In coming weeks the council will go over its general fund budget in a July 28 workshop, then take on other budget matters and funds at workshops on Aug. 11 and 25 before moving on to the public hearings and adoption of the new budget and tax rate in September.
There was some revealing discussion by the council before the vote on today’s adoption. Council member Bill McGuire wanted to be assured that the maximum proposed rate would give the city enough money to run its programs. He was.
“Has it ever happened that we did have not enough with the [proposed] rate,” council member Heidi Shipley said, “that we needed more than what we actually put ion there for?”
“You’re asking an accountant if he wants more money. The answer is yes,” Quinn said, tongue in cheek and eliciting some laughter. “No, we really haven’t been in that position, thankfully, we spent a lot of time working through this and with the city council on proposals. We have not been in that position where the maximum millage rate really hasn’t been sufficient for the governmental expenses.”
If the council in September sets the new tax rate at the level proposed today, “we will be fine for next year, there won’t be any problems,” City Manager Jim Landon said. “It doesn’t leave a lot for any new programs, but does leave some if you want to add some new programs as you go through this process. But very comfortable with this being the maximum. We are far enough along to have a good comfort level, give you the warm and fuzzy that this will not be a problem. Traditionally we will be able to actually come in lower than the [proposed] rate.”
“See, I’m on the philosophy opposite of you as an accountant,” council member Steven Nobile said. “I’m sitting here going well, instead of looking for more money, maybe we can lookm for ways of stayimng at the roll-back rate and adjusting where we’re spending.”
“Of course, that’s always an option,” Mayor Jon Netts said.
“The maximum propose rate is just our cap,” Quinn said.
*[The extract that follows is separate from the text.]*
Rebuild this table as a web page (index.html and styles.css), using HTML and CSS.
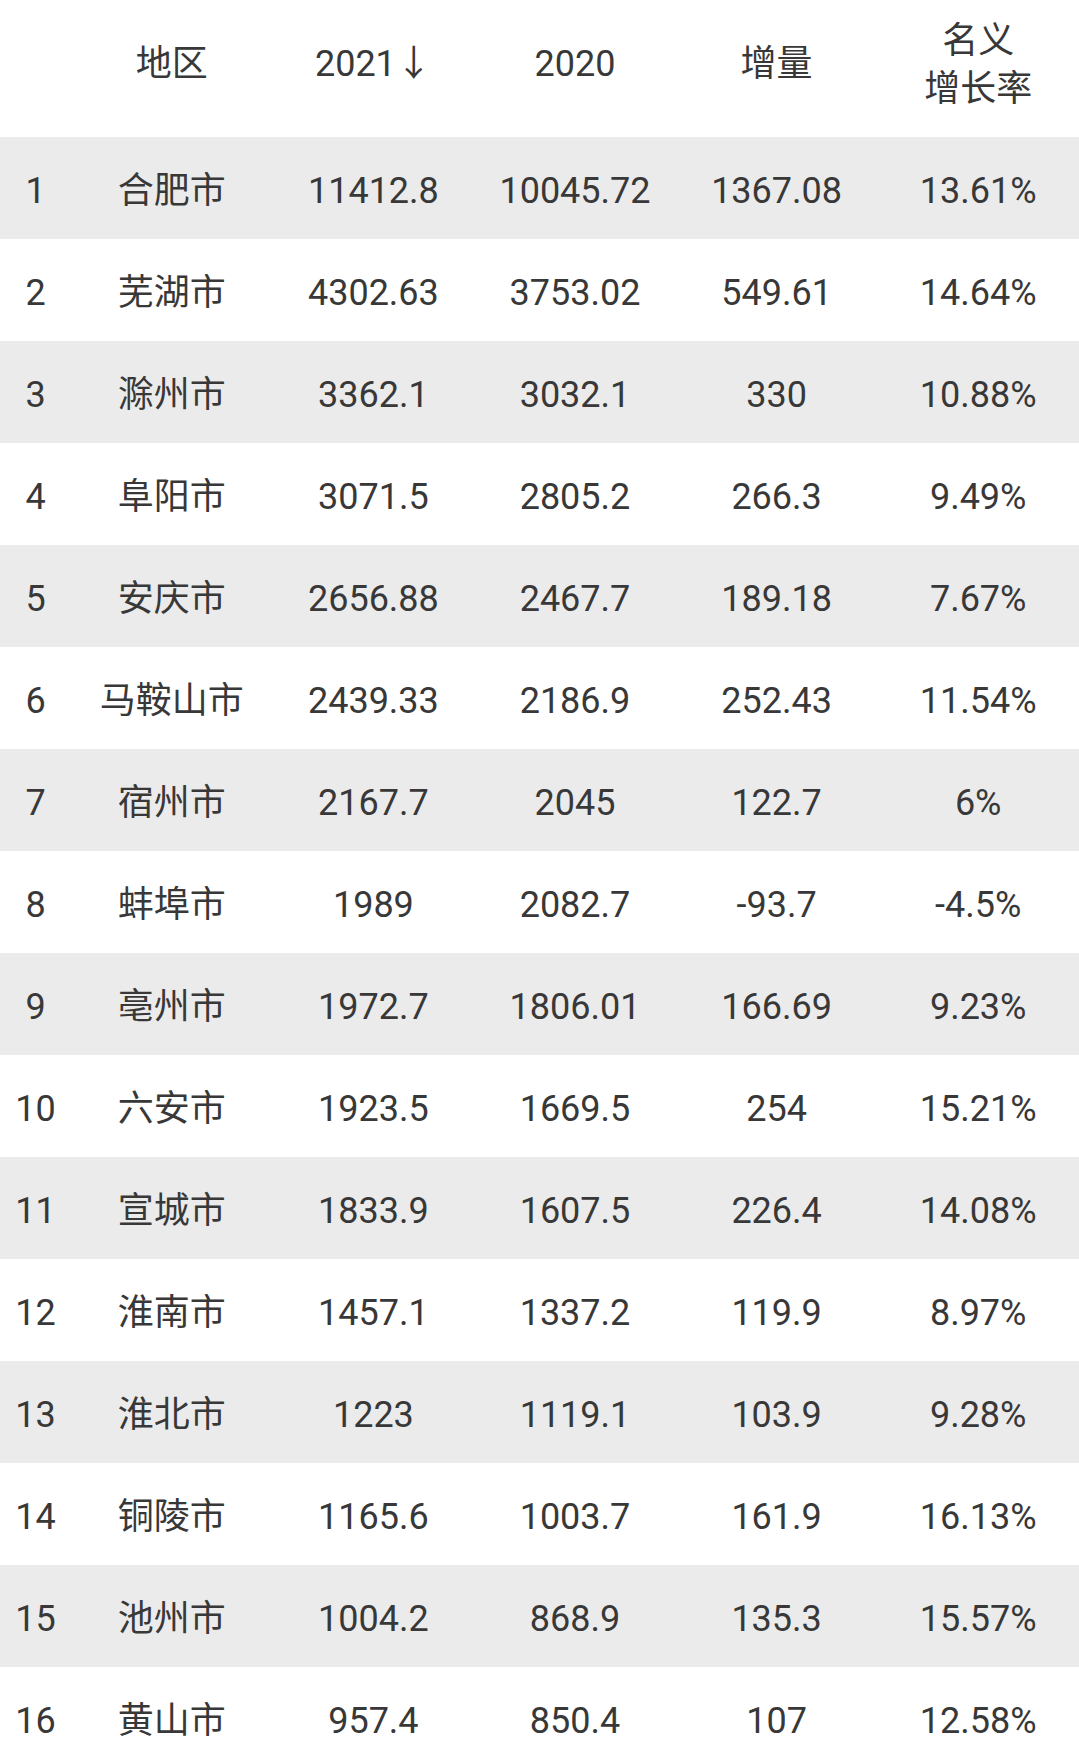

“I know, but it’s like this,” Nobile said. “I can throw you in the water to teach you to swim, and you’ll try harder, than if I threw you in with a life preserver. You know what I mean? So I’d rather see you really try.”
The city administration, of course, has been trying hard for years, and for long before Nobile arrived at the council–through the difficult years of the recession and afterward–to keep its spending as level as possible while still providing services residents expect. Netts tried to make the point: “On the other hand I would hate to throw us in and have the guy sink,” the mayor said.
“Eh, some in, some out,” Nobile said, though he conceded moments later that he did not want to cut services.
“All of those things are possible,” Quinn said. “I can’t sit here and tell you they’re not possible without service cuts though. So again, the budgets were developed to meet the existing service standards, and we’re always looking at efficiencies and things of that nature.”
“And because you’re always looking at efficiencies, it’s reasonable to expect that you could bring the expenditures in at less than the maximum millage rate,” McGuire said.
“We always try,” Quinn said.
“The input that doesn’t do us a lot of good is I want more services and I want lower taxes,” Netts said.
Not a single member of the public addressed the matter. The measure passed by a unanimous, 5-0 vote.